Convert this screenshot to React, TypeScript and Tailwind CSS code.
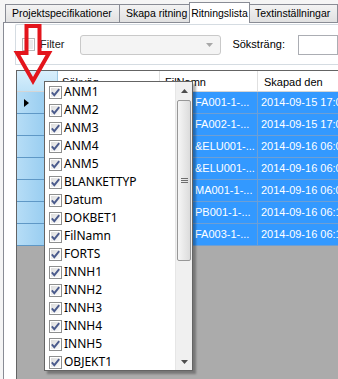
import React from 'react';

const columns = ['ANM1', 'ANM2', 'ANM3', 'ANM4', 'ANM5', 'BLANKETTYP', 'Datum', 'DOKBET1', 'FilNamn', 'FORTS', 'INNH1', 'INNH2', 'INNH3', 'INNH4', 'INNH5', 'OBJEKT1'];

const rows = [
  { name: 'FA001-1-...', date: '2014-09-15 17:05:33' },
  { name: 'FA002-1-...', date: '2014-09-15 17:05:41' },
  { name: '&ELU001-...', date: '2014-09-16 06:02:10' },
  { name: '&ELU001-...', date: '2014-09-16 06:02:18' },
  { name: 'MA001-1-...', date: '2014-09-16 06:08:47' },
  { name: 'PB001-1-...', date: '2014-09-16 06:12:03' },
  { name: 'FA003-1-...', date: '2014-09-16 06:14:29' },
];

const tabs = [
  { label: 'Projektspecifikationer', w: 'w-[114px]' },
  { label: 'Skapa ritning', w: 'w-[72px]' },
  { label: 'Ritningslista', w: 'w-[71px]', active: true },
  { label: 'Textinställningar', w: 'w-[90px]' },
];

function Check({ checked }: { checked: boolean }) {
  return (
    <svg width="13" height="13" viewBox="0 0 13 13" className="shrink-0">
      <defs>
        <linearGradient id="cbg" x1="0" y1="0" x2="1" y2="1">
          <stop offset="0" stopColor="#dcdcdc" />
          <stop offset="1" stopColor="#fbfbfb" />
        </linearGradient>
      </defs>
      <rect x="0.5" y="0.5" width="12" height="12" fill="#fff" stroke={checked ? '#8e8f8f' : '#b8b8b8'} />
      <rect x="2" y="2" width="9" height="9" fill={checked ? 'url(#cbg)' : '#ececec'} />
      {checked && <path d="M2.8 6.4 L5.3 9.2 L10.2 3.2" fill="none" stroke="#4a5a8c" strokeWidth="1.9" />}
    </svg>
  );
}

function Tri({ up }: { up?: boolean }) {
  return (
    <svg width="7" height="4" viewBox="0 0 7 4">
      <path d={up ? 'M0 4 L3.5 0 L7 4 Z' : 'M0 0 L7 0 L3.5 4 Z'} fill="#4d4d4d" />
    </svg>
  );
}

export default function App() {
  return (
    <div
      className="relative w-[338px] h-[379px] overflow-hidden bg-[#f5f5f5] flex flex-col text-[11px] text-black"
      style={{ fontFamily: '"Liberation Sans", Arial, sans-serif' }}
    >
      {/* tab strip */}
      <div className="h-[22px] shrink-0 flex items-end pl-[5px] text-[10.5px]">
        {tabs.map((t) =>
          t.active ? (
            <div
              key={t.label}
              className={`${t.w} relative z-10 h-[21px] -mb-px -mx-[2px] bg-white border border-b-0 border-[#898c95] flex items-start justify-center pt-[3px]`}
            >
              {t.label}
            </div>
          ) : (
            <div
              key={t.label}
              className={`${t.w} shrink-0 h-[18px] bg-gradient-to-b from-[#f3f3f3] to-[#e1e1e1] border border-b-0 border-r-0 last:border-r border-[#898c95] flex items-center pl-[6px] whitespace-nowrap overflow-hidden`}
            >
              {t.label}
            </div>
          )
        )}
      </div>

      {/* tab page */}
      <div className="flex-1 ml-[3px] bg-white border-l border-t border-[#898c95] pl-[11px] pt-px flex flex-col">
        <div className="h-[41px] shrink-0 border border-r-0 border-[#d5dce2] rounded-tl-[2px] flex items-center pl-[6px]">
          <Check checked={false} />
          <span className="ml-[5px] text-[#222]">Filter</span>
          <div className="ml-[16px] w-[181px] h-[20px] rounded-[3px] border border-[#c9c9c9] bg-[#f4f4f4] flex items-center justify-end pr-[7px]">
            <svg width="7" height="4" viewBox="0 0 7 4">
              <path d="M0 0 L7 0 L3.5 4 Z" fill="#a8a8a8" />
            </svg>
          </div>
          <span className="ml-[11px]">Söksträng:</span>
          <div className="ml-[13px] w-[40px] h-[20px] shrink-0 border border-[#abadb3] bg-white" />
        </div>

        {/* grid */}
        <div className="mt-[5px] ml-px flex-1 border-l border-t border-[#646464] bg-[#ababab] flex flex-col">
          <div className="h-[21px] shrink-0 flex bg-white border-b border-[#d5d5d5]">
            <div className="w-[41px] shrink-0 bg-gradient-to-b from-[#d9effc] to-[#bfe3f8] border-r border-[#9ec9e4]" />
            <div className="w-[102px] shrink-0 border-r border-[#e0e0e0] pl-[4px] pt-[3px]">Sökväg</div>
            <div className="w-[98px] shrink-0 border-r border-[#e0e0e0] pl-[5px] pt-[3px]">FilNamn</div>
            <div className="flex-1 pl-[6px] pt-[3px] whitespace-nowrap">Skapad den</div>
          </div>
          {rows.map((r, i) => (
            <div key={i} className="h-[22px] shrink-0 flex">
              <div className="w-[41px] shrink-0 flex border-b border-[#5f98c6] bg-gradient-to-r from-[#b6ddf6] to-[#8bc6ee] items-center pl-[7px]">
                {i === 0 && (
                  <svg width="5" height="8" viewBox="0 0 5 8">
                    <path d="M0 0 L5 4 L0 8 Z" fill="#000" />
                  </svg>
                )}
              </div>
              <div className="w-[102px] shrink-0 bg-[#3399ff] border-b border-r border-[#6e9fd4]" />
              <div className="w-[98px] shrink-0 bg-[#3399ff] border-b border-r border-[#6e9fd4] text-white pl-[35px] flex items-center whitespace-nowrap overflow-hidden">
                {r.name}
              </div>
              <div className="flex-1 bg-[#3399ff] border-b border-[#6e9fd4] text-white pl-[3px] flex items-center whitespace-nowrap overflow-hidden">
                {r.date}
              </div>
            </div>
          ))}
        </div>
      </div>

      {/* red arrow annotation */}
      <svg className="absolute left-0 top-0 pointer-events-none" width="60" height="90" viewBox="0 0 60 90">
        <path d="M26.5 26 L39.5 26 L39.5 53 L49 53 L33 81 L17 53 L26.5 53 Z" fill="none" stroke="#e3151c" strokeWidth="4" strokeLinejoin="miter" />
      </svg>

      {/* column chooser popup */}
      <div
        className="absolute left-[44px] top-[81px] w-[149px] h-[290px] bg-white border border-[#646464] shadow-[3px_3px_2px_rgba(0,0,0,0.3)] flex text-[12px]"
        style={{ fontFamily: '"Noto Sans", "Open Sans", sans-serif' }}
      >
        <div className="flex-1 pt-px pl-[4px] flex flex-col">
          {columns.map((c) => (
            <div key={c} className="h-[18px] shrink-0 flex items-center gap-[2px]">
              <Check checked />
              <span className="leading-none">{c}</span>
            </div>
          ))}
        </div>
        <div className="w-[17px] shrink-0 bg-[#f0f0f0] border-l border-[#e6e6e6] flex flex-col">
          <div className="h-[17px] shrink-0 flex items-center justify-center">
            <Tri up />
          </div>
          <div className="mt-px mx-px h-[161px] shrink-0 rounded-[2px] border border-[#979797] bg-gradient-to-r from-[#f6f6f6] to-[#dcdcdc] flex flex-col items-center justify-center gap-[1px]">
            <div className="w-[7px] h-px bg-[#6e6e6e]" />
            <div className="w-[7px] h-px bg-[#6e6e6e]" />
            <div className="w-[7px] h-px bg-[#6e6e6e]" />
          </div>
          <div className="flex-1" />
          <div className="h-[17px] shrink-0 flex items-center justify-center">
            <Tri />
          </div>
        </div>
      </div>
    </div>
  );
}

What the task asks: Copy out all lines from the material above that contain the string "React".

Output:
Convert this screenshot to React, TypeScript and Tailwind CSS code.
import React from 'react';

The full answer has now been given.